* _Task requirements_:
Find and copy each line of the records where the string "code" shows up.

* _Stored records_:
----
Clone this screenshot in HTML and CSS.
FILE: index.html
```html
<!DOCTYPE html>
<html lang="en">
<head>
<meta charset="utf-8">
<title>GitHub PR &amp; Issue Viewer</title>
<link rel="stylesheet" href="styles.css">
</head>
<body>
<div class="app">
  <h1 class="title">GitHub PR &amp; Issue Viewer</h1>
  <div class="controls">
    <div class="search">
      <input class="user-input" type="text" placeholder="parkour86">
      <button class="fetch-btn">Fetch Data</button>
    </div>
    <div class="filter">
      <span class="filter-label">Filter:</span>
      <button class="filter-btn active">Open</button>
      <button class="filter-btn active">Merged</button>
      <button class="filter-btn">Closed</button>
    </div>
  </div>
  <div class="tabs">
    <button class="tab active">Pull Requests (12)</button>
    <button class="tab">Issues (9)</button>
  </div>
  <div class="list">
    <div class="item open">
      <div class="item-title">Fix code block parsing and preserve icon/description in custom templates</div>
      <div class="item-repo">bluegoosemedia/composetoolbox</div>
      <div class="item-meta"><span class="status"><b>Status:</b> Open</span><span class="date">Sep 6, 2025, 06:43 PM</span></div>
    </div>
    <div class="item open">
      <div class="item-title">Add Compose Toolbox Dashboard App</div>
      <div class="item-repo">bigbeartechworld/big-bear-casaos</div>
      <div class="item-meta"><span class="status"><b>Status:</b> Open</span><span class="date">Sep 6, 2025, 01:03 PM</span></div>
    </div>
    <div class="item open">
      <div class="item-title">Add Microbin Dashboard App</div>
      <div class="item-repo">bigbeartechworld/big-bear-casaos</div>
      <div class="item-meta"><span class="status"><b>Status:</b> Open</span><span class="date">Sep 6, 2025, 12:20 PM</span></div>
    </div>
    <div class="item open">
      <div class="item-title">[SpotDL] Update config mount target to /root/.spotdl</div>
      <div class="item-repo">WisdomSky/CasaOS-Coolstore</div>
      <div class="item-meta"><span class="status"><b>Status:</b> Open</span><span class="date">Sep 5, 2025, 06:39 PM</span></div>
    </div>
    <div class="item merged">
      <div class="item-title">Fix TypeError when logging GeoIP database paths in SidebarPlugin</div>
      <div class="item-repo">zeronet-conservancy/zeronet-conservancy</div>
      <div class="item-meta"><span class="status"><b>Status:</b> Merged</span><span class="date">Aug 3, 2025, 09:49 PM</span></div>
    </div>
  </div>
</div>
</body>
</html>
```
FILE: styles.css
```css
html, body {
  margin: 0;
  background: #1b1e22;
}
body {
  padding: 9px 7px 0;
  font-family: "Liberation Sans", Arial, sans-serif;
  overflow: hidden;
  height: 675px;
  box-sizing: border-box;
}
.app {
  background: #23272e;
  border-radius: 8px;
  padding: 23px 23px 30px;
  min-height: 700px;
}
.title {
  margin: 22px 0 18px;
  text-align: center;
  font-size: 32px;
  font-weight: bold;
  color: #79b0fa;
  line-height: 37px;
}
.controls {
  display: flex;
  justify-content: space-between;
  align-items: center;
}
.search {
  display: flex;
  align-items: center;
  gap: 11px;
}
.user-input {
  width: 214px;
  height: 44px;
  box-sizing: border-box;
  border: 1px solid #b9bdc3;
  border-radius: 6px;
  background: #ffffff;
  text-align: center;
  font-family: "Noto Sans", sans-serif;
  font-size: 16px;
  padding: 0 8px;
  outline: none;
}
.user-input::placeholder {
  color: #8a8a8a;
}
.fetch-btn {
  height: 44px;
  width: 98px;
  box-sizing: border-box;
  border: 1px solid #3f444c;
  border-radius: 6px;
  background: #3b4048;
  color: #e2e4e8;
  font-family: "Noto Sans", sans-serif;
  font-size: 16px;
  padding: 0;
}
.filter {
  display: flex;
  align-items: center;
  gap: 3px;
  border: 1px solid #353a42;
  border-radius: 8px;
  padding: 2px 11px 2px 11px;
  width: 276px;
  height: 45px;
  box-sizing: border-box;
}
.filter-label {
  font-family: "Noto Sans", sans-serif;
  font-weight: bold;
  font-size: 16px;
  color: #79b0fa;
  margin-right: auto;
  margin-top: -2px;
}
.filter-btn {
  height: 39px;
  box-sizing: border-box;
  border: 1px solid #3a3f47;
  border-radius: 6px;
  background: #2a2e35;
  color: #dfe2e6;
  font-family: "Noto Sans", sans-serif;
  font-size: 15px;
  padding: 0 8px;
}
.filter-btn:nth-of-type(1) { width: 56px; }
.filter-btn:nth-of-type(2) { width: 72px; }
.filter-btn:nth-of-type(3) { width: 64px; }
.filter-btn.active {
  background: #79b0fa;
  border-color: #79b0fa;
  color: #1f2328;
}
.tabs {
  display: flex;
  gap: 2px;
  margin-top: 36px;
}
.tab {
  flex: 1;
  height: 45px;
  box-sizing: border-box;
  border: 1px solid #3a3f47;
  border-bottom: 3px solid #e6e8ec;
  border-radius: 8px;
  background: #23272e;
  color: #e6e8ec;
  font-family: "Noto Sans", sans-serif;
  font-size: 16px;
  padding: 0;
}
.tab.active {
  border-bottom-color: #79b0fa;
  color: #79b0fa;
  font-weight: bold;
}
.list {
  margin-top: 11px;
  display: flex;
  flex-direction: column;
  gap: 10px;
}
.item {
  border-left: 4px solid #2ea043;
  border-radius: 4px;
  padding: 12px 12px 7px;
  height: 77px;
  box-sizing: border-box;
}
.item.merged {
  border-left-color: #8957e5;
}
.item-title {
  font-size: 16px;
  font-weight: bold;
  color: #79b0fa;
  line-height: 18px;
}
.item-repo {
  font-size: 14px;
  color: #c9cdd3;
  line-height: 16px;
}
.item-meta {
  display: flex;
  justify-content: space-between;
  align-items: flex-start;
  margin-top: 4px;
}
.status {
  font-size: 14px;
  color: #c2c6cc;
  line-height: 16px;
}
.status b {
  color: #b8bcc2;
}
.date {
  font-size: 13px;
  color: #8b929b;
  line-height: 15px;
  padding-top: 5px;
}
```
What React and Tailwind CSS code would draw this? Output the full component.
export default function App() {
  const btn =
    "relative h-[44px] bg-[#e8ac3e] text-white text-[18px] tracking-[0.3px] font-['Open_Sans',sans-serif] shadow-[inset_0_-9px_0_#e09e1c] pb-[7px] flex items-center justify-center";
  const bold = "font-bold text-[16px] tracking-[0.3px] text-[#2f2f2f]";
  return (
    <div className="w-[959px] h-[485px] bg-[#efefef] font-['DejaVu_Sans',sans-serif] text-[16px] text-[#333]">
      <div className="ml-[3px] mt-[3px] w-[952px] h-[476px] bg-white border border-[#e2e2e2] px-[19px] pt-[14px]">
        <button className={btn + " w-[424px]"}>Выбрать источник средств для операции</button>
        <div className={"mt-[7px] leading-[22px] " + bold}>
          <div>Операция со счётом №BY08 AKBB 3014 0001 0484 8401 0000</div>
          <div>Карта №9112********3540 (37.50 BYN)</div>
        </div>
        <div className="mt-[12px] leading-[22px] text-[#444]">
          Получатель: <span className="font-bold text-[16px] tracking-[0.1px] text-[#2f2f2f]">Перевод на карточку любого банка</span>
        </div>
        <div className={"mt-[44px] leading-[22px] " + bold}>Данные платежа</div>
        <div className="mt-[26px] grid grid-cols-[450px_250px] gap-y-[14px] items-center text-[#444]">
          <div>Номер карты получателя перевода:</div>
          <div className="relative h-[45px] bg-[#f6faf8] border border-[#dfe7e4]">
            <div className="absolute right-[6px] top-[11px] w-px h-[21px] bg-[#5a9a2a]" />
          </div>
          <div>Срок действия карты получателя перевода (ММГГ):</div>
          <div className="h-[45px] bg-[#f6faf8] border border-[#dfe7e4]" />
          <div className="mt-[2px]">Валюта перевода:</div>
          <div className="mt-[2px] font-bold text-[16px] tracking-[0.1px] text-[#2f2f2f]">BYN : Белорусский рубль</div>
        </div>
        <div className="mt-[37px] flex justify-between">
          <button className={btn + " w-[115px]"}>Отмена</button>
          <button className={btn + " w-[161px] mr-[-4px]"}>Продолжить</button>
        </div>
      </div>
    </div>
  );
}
----
* _Completed task_:
      <div class="item-title">Fix code block parsing and preserve icon/description in custom templates</div>
What React and Tailwind CSS code would draw this? Output the full component.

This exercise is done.